Local law enforcement officials said they were surprised by the connection between Compton crime and a store in Sparks, a suburb of 81,000 near Reno. There are at least half a dozen gun dealers and gunsmiths in the Sparks area, including a pawnshop, gun stores and a specialty precision weapons maker.
In 1999, one Sparks-based gun manufacturer was found negligent in U.S. District Court in Brooklyn, N.Y., for marketing and distribution practices that a jury determined had contributed to illegal drug trafficking in New York state. Los Angeles law enforcement officials said Monday that they did not know if that maker had any connection to the current investigation.
The next step, they say, will be to knock on the doors of as many of the registered owners as possible.
“We need to ask: Do you know where your gun is? Where’d it go? Did you sell it? Why didn’t you register the sale?” Pietrantoni said. “It shouldn’t be easy to lose track of a gun.”
Baca said the data collected so far suggest federal and local officials need to significantly improve the tracking of weapons that change hands.
He called the relationship between those who buy guns legally and those guns ending up being used illegally “the nexus between law-abiding and lawlessness.”
“That gap has to be closed,” said Baca, who added that he believed the survey of guns seized in Compton showed “the idea of checking people’s background who are the purchasers is not enough. It’s not only not doing enough, it’s then not holding the original gun purchaser accountable for their guns.”
He said he plans to pursue ways to go after gun owners who knowingly or willingly give or sell their weapons to people who cannot legally buy a gun.
“I think there is virtually no control,” he said. “There should be a law against that. If you buy a gun, it is yours to care for and secure and you are prohibited from giving that gun to another person for any reason whatsoever.”
Baca announced the overall results of the task force Monday at a news conference outside Compton City Hall. He said the goal had been to reduce homicides by 40%, a goal he said was exceeded.
In 2005, the station reported 72 gang-related homicides, compared with 36 last year. In addition, two suspected gang members were shot and killed by deputies in 2006.
The task force made 1,622 arrests, 959 of them on felony charges. It executed 301 search warrants and worked closely with probation and parole officers assigned to Compton.
The sheriff said Monday that he plans to keep the task force, which is paid for with county funds, in place for “a long time.”
“When you have a crisis in any part of Los Angeles,” Baca said, “it’s absolutely irresponsible not to respond.”
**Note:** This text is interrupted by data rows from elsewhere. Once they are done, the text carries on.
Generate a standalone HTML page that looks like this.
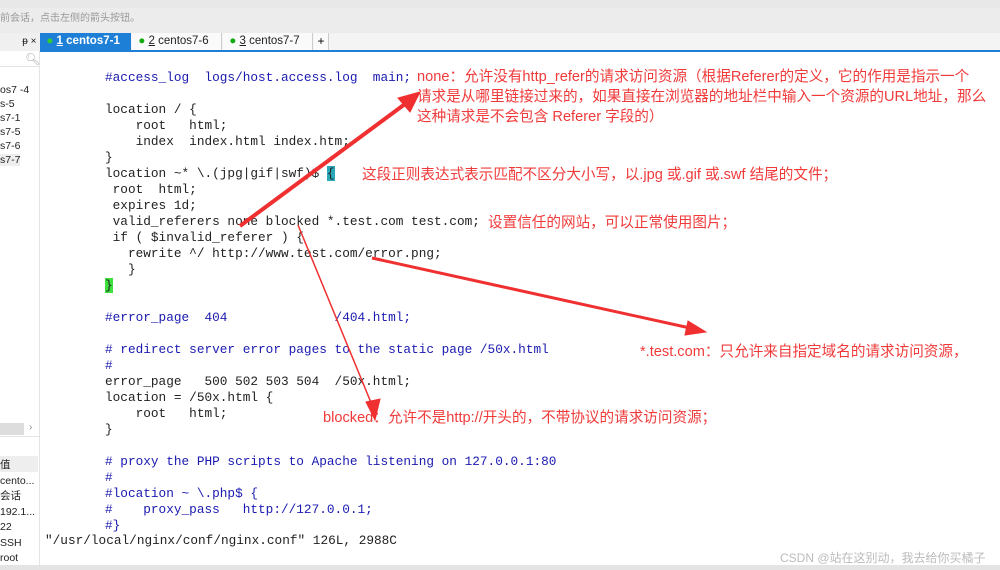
<!DOCTYPE html>
<html><head><meta charset="utf-8"><style>
body{margin:0;width:1000px;height:570px;overflow:hidden;background:#fff;position:relative;font-family:"Liberation Sans","Noto Sans CJK SC",sans-serif}
.a{position:absolute;white-space:pre}
.c{font-family:"Liberation Mono",monospace;font-size:12.75px;line-height:16px;color:#222;left:105px}
.b{color:#1a1ab0}
.r{color:#f03a3a;font-size:14.6px;line-height:20px;font-family:"Liberation Sans","Noto Sans CJK SC",sans-serif}
.sb{font-size:10.5px;color:#222;left:0}
</style></head><body>
<div class="a" style="left:0;top:0;width:1000px;height:8px;background:#e8e8e8"></div>
<div class="a" style="left:0;top:8px;width:1000px;height:25px;background:#ececec;font-size:10px;color:#999;line-height:22px">前会话，点击左侧的箭头按钮。</div>
<div class="a" style="left:0;top:33px;width:40px;height:18px;background:#f0f0f0;font-size:10px;line-height:17px;color:#222">&nbsp;&nbsp;&nbsp;&nbsp;&nbsp;&nbsp;&nbsp;&nbsp;ᵽ ×</div>
<div class="a" style="left:40px;top:33px;width:960px;height:17px;background:#f4f4f4"></div>
<div class="a" style="left:40px;top:33px;width:91px;height:17px;background:#1e7fd6;color:#fff;font-size:11.5px;font-weight:bold;line-height:17px">  <span style="color:#3c3">●</span> <u>1</u> centos7-1     <span style="color:#8bbce8;font-weight:normal">×</span></div>
<div class="a" style="left:132px;top:33px;width:89px;height:17px;background:#fafafa;font-size:11.5px;line-height:17px;color:#222;border-right:1px solid #ccc">  <span style="color:#1a1">●</span> <u>2</u> centos7-6     <span style="color:#ccc">×</span></div>
<div class="a" style="left:223px;top:33px;width:89px;height:17px;background:#fafafa;font-size:11.5px;line-height:17px;color:#222;border-right:1px solid #ccc">  <span style="color:#1a1">●</span> <u>3</u> centos7-7     <span style="color:#ccc">×</span></div>
<div class="a" style="left:314px;top:33px;width:14px;height:17px;background:#fafafa;font-size:12px;line-height:17px;text-align:center;border-right:1px solid #ccc">+</div>
<div class="a" style="left:40px;top:50px;width:960px;height:2px;background:#1e7fd6"></div>
<div class="a" style="left:0;top:51px;width:39px;height:515px;background:#fff;border-right:1px solid #e4e4e4"></div>
<div class="a" style="left:25px;top:52px;font-size:12px;color:#aaa">🔍︎</div>
<div class="a" style="left:0;top:66px;width:39px;height:1px;background:#e4e4e4"></div>
<div class="a sb" style="top:83px;line-height:14px">os7 -4
s-5
s7-1
s7-5
s7-6
<span style="background:#eee">s7-7</span></div>
<div class="a" style="left:0;top:423px;width:24px;height:12px;background:#ddd"></div>
<div class="a" style="left:29px;top:422px;font-size:10px;color:#888">›</div>
<div class="a" style="left:0;top:436px;width:39px;height:1px;background:#e4e4e4"></div>
<div class="a" style="left:0;top:456px;width:38px;height:16px;background:#eee"></div>
<div class="a sb" style="top:458px;line-height:15.5px">值
cento...
会话
192.1...
22
SSH
root</div>
<div class="a" style="left:0;top:565px;width:1000px;height:5px;background:#e4e4e4"></div>

<div class="a c b" style="top:70px">#access_log  logs/host.access.log  main;</div>
<div class="a c" style="top:102px">location / {
    root   html;
    index  index.html index.htm;
}
location ~* \.(jpg|gif|swf)$ <span style="background:#2aa8b8">{</span>
 root  html;
 expires 1d;
 valid_referers none blocked *.test.com test.com;
 if ( $invalid_referer ) {
   rewrite ^/ http://www.test.com/error.png;
   }
<span style="background:#3de03d">}</span></div>
<div class="a c b" style="top:310px">#error_page  404              /404.html;

# redirect server error pages to the static page /50x.html
#</div>
<div class="a c" style="top:374px">error_page   500 502 503 504  /50x.html;
location = /50x.html {
    root   html;
}</div>
<div class="a c b" style="top:454px"># proxy the PHP scripts to Apache listening on 127.0.0.1:80
#
#location ~ \.php$ {
#    proxy_pass   http://127.0.0.1;
#}</div>
<div class="a c" style="left:45px;top:533px">"/usr/local/nginx/conf/nginx.conf" 126L, 2988C</div>

<div class="a r" style="left:417px;top:67px">none：允许没有http_refer的请求访问资源（根据Referer的定义，它的作用是指示一个
请求是从哪里链接过来的，如果直接在浏览器的地址栏中输入一个资源的URL地址，那么
这种请求是不会包含 Referer 字段的）</div>
<div class="a r" style="left:362px;top:165px">这段正则表达式表示匹配不区分大小写，以.jpg 或.gif 或.swf 结尾的文件；</div>
<div class="a r" style="left:488px;top:213px">设置信任的网站，可以正常使用图片；</div>
<div class="a r" style="left:640px;top:342px">*.test.com：只允许来自指定域名的请求访问资源，</div>
<div class="a r" style="left:323px;top:408px">blocked：允许不是http://开头的，不带协议的请求访问资源；</div>
<div class="a" style="left:780px;top:549px;font-size:12px;color:#bbb">CSDN @站在这别动，我去给你买橘子</div>

<svg class="a" style="left:0;top:0" width="1000" height="570">
<g fill="#f03030" stroke="#f03030">
<line x1="240" y1="226" x2="405" y2="104" stroke-width="4"/>
<polygon points="420,92 398,98 410,112" stroke-width="1"/>
<line x1="298" y1="225" x2="372" y2="405" stroke-width="1.5"/>
<polygon points="375,420 366,402 380,399" stroke-width="1"/>
<line x1="372" y1="258" x2="690" y2="328" stroke-width="3"/>
<polygon points="706,332 688,321 685,335" stroke-width="1"/>
</g>
</svg>
</body></html>
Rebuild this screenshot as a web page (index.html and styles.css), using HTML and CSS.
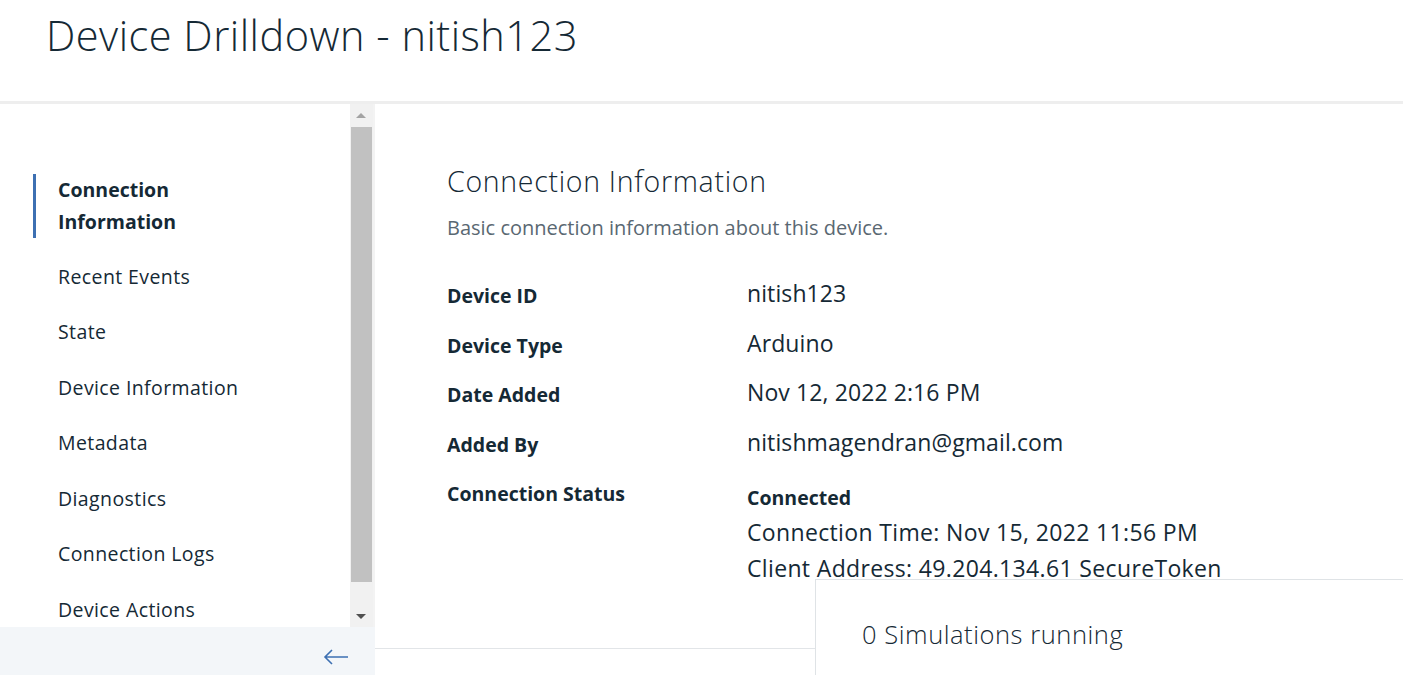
FILE: index.html
```html
<!DOCTYPE html>
<html lang="en">
<head>
<meta charset="utf-8">
<title>Device Drilldown - nitish123</title>
<link rel="stylesheet" href="styles.css">
</head>
<body>
<header class="page-header">
  <h1 class="page-title">Device Drilldown - nitish123</h1>
</header>
<div class="layout">
  <aside class="sidebar">
    <div class="sidebar-scroll">
      <nav class="side-nav">
        <a class="nav-item active">Connection<br>Information</a>
        <a class="nav-item">Recent Events</a>
        <a class="nav-item">State</a>
        <a class="nav-item">Device Information</a>
        <a class="nav-item">Metadata</a>
        <a class="nav-item">Diagnostics</a>
        <a class="nav-item">Connection Logs</a>
        <a class="nav-item">Device Actions</a>
      </nav>
      <div class="scrollbar">
        <span class="sb-arrow sb-up"></span>
        <div class="sb-track"><div class="sb-thumb"></div></div>
        <span class="sb-arrow sb-down"></span>
      </div>
    </div>
    <div class="collapse-bar">
      <svg class="collapse-icon" width="26" height="16" viewBox="0 0 26 16" aria-hidden="true">
        <path d="M25 8H2M9 1L2 8l7 7" fill="none" stroke="#3d70b2" stroke-width="1.6"/>
      </svg>
    </div>
  </aside>
  <main class="content">
    <section class="card">
      <h2 class="card-title">Connection Information</h2>
      <p class="card-desc">Basic connection information about this device.</p>
      <dl class="info-grid">
        <dt>Device ID</dt><dd>nitish123</dd>
        <dt>Device Type</dt><dd>Arduino</dd>
        <dt>Date Added</dt><dd>Nov 12, 2022 2:16 PM</dd>
        <dt>Added By</dt><dd>nitishmagendran@gmail.com</dd>
        <dt>Connection Status</dt>
        <dd class="status">
          <strong class="status-main">Connected</strong>
          <span class="status-line">Connection Time: Nov 15, 2022 11:56 PM</span>
          <span class="status-line">Client Address: 49.204.134.61 SecureToken</span>
        </dd>
      </dl>
    </section>
  </main>
</div>
<div class="sim-panel">0 Simulations running</div>
</body>
</html>
```
FILE: styles.css
```css
* { box-sizing: border-box; }
html, body { margin: 0; padding: 0; }
body {
  font-family: "Open Sans", "Noto Sans", sans-serif;
  color: #152935;
  background: #ffffff;
  width: 1403px;
  height: 675px;
  overflow: hidden;
  position: relative;
}

.page-header {
  height: 104px;
  border-bottom: 3px solid #eeeeee;
  padding: 9px 0 0 46px;
}
.page-title {
  margin: 0;
  font-size: 41.5px;
  font-weight: 300;
  line-height: 52px;
  letter-spacing: 0.5px;
}

.layout {
  display: flex;
  height: 571px;
}

.sidebar {
  width: 375px;
  flex: none;
  display: flex;
  flex-direction: column;
}
.sidebar-scroll {
  height: 523px;
  display: flex;
  border-right: 2px solid #f3f3f3;
}
.side-nav {
  flex: 1;
  display: flex;
  flex-direction: column;
  gap: 24.5px;
  padding: 70px 0 0 33px;
}
.nav-item {
  display: block;
  font-size: 19.5px;
  line-height: 31px;
  letter-spacing: 0.4px;
  padding-left: 22px;
  border-left: 3px solid transparent;
  color: #152935;
}
.nav-item.active {
  font-weight: 700;
  letter-spacing: 0;
  border-left-color: #3d70b2;
  line-height: 32px;
  margin-bottom: -2px;
}

.scrollbar {
  width: 23px;
  flex: none;
  background: #f1f1f1;
  display: flex;
  flex-direction: column;
  align-items: center;
}
.sb-arrow {
  flex: none;
  height: 23px;
  width: 23px;
  position: relative;
}
.sb-arrow::after {
  content: "";
  position: absolute;
  left: 6px;
  width: 0;
  height: 0;
  border-left: 5px solid transparent;
  border-right: 5px solid transparent;
}
.sb-up::after { top: 9px; border-bottom: 5px solid #a3a3a3; }
.sb-down::after { top: 10px; border-top: 5px solid #505050; }
.sb-track {
  flex: 1;
  width: 100%;
  padding: 0 1px;
}
.sb-thumb {
  height: 455px;
  background: #c1c1c1;
}

.collapse-bar {
  height: 48px;
  background: #f3f6f9;
  display: flex;
  align-items: flex-start;
  justify-content: flex-end;
  padding: 22px 26px 0 0;
}

.content {
  flex: 1;
  min-width: 0;
}
.card {
  height: 545px;
  border-bottom: 1px solid #e2e5e8;
  padding: 59px 0 0 72px;
}
.card-title {
  margin: 0;
  font-size: 28.5px;
  font-weight: 300;
  line-height: 36px;
  letter-spacing: 0.7px;
}
.card-desc {
  margin: 16px 0 0;
  font-size: 20px;
  line-height: 26px;
  color: #5a6872;
}
.info-grid {
  margin: 37px 0 0;
  display: grid;
  grid-template-columns: 300px 1fr;
  grid-auto-rows: minmax(49.5px, auto);
}
.info-grid dt {
  font-weight: 700;
  font-size: 19.5px;
  line-height: 30px;
  padding-top: 3px;
}
.info-grid dd {
  margin: 0;
  font-size: 23px;
  line-height: 30px;
  letter-spacing: 0.1px;
}
.status {
  display: flex;
  flex-direction: column;
  padding-top: 7px;
}
.status-main {
  font-size: 19.5px;
  font-weight: 700;
  line-height: 30px;
  letter-spacing: 0;
  margin-bottom: 1px;
}
.status-line {
  line-height: 36px;
  letter-spacing: 0.35px;
}

.sim-panel {
  position: absolute;
  left: 815px;
  top: 579px;
  width: 600px;
  height: 110px;
  background: #ffffff;
  border: 1px solid #dfe3e6;
  padding: 37px 0 0 46px;
  font-size: 25.5px;
  font-weight: 300;
  line-height: 34px;
  letter-spacing: 0.55px;
  color: #152935;
}
```
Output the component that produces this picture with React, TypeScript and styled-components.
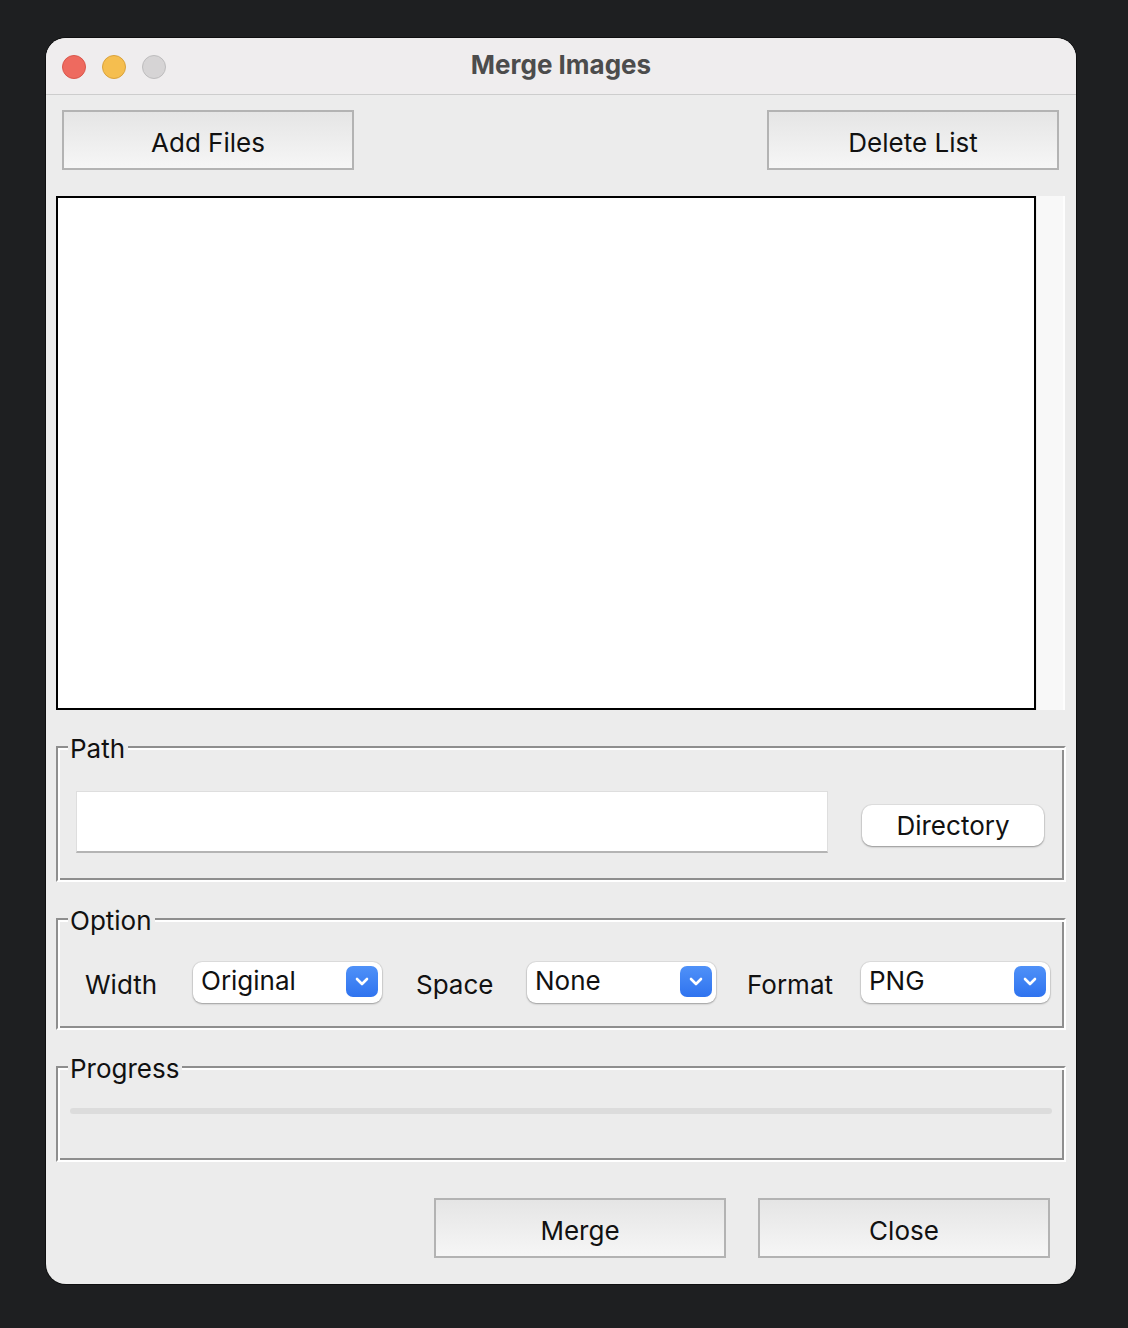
import React from "react";
import styled, { createGlobalStyle } from "styled-components";

const Global = createGlobalStyle`
  html, body {
    margin: 0;
    padding: 0;
    background: #1e1f21;
  }
  body {
    font-family: Inter, "Noto Sans", "Liberation Sans", sans-serif;
    -webkit-font-smoothing: antialiased;
  }
  #root {
    min-height: 1328px;
    padding-top: 38px;
    padding-left: 46px;
    box-sizing: border-box;
  }
`;

const Window = styled.div`
  width: 1030px;
  height: 1246px;
  border-radius: 20px;
  background: #ececec;
  overflow: hidden;
  display: flex;
  flex-direction: column;
  box-shadow: 0 0 0 1px rgba(0, 0, 0, 0.5);
`;

const TitleBar = styled.div`
  height: 56px;
  flex: none;
  background: #efedee;
  border-bottom: 1px solid #cdcdcd;
  display: flex;
  align-items: center;
  position: relative;
  padding-left: 16px;
`;

const Lights = styled.div`
  display: flex;
  gap: 16px;
  margin-top: 2px;
`;

const Light = styled.span<{ $c: string; $b: string }>`
  width: 24px;
  height: 24px;
  border-radius: 50%;
  box-sizing: border-box;
  background: ${(p) => p.$c};
  border: 1px solid ${(p) => p.$b};
`;

const Title = styled.div`
  position: absolute;
  left: 0;
  right: 0;
  top: 0;
  bottom: 4px;
  display: flex;
  align-items: center;
  justify-content: center;
  font-size: 26px;
  font-weight: 700;
  color: #4c4c4c;
  pointer-events: none;
`;

const Content = styled.div`
  flex: 1;
  display: flex;
  flex-direction: column;
  padding: 15px 10px 0 10px;
`;

const TopRow = styled.div`
  display: flex;
  justify-content: space-between;
  padding: 0 7px 0 6px;
`;

const PushButton = styled.button`
  width: 292px;
  height: 60px;
  box-sizing: border-box;
  border: 2px solid #b3b3b3;
  background: linear-gradient(#e5e5e5, #f6f6f6);
  font-family: inherit;
  font-size: 26px;
  color: #111;
  padding: 4px 0 0 0;
  margin: 0;
`;

const ListRow = styled.div`
  display: flex;
  height: 514px;
  margin-top: 26px;
`;

const ListBox = styled.div`
  width: 980px;
  box-sizing: border-box;
  border: 2px solid #000;
  background: #fff;
`;

const ScrollTrack = styled.div`
  width: 26px;
  margin-left: 1px;
  background: #f8f8f8;
  border-right: 2px solid #fdfdfd;
`;

const Frame = styled.div<{ $h: number }>`
  position: relative;
  height: ${(p) => p.$h}px;
  margin-top: 36px;
  box-sizing: border-box;
  border-style: solid;
  border-width: 2px;
  border-color: #8e8e8e #fff #fff #8e8e8e;
  box-shadow: inset 2px 2px 0 #fff, inset -2px -2px 0 #8e8e8e;
`;

const Legend = styled.span`
  position: absolute;
  left: 10px;
  top: -14px;
  padding: 0 3px 0 2px;
  line-height: 30px;
  font-size: 26px;
  color: #111;
  background: #ececec;
`;

const PathRow = styled.div`
  display: flex;
  align-items: flex-start;
  padding: 43px 0 0 18px;
`;

const PathInput = styled.div`
  width: 752px;
  height: 62px;
  flex: none;
  box-sizing: border-box;
  background: #fff;
  border: 1px solid #dedede;
  border-bottom: 2px solid #b4b4b4;
`;

const RoundButton = styled.button`
  width: 182px;
  height: 41px;
  flex: none;
  margin: 14px 0 0 34px;
  border: none;
  border-radius: 10px;
  background: #fff;
  box-shadow: 0 0 0 1px rgba(0, 0, 0, 0.05), 0 1px 2px rgba(0, 0, 0, 0.35);
  font-family: inherit;
  font-size: 26px;
  color: #111;
  padding: 0;
`;

const OptionRow = styled.div`
  display: flex;
  align-items: center;
  padding: 42px 0 0 27px;
`;

const OptionLabel = styled.span<{ $w: number; $gap: number }>`
  flex: none;
  width: ${(p) => p.$w}px;
  margin-left: ${(p) => p.$gap}px;
  padding-top: 4px;
  font-size: 26px;
  color: #111;
`;

const Select = styled.div`
  flex: none;
  width: 189px;
  height: 41px;
  box-sizing: border-box;
  border-radius: 9px;
  background: #fff;
  box-shadow: 0 0 0 1px rgba(0, 0, 0, 0.06), 0 1px 2px rgba(0, 0, 0, 0.3);
  display: flex;
  align-items: flex-start;
  justify-content: space-between;
  padding: 4px 4px 0 8px;
`;

const SelectText = styled.span`
  font-size: 26px;
  line-height: 30px;
  color: #111;
`;

const ArrowBox = styled.span`
  width: 32px;
  height: 31px;
  border-radius: 7px;
  background: linear-gradient(#4f91f8, #2f73ef);
  display: flex;
  align-items: center;
  justify-content: center;
`;

const ProgressArea = styled.div`
  padding: 40px 12px 0 12px;
`;

const ProgressTrack = styled.div`
  height: 6px;
  border-radius: 3px;
  background: #dcdcdc;
`;

const BottomRow = styled.div`
  display: flex;
  justify-content: flex-end;
  gap: 32px;
  margin-top: 36px;
  padding-right: 16px;
`;

const Chevron = () => (
  <svg width="14" height="9" viewBox="0 0 14 9">
    <path d="M2 2 L7 7 L12 2" fill="none" stroke="#fff" strokeWidth="2.6" strokeLinecap="round" strokeLinejoin="round" />
  </svg>
);

const Dropdown = ({ value }: { value: string }) => (
  <Select>
    <SelectText>{value}</SelectText>
    <ArrowBox>
      <Chevron />
    </ArrowBox>
  </Select>
);

export default function App() {
  return (
    <>
      <Global />
      <Window>
        <TitleBar>
          <Lights>
            <Light $c="#ee6a5f" $b="#d9574c" />
            <Light $c="#f5be4f" $b="#d9a23c" />
            <Light $c="#d6d4d5" $b="#bdbcbd" />
          </Lights>
          <Title>Merge Images</Title>
        </TitleBar>
        <Content>
          <TopRow>
            <PushButton>Add Files</PushButton>
            <PushButton>Delete List</PushButton>
          </TopRow>
          <ListRow>
            <ListBox />
            <ScrollTrack />
          </ListRow>
          <Frame $h={136}>
            <Legend>Path</Legend>
            <PathRow>
              <PathInput />
              <RoundButton>Directory</RoundButton>
            </PathRow>
          </Frame>
          <Frame $h={112}>
            <Legend>Option</Legend>
            <OptionRow>
              <OptionLabel $w={108} $gap={0}>Width</OptionLabel>
              <Dropdown value="Original" />
              <OptionLabel $w={111} $gap={34}>Space</OptionLabel>
              <Dropdown value="None" />
              <OptionLabel $w={114} $gap={31}>Format</OptionLabel>
              <Dropdown value="PNG" />
            </OptionRow>
          </Frame>
          <Frame $h={96}>
            <Legend>Progress</Legend>
            <ProgressArea>
              <ProgressTrack />
            </ProgressArea>
          </Frame>
          <BottomRow>
            <PushButton>Merge</PushButton>
            <PushButton>Close</PushButton>
          </BottomRow>
        </Content>
      </Window>
    </>
  );
}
His goal: “There is no longer a significant gang problem in Compton.”
Baca had moved several dozen gang suppression deputies and detectives as well as a narcotics team and homicide detectives to Compton a year ago, even though the city had no additional funds to increase services.
Since 2000, Compton has contracted with the sheriff for law enforcement, a move made by then-Mayor Omar Bradley, who said the police force was too costly to maintain.
When task force personnel were shifted back to other areas at midyear without the sheriff’s knowledge, the city and nearby unincorporated areas experienced seven homicides in eight days.
In 2006, Compton had only 13 homicides through early July and had been on a pace to set the lowest number of killings in a generation.
“It was a mistake,” Baca said of the task force’s temporary removal. “It showed how quickly the guns and the gangs and the drugs and the racial hatred will return if you leave. We learned the hard way.”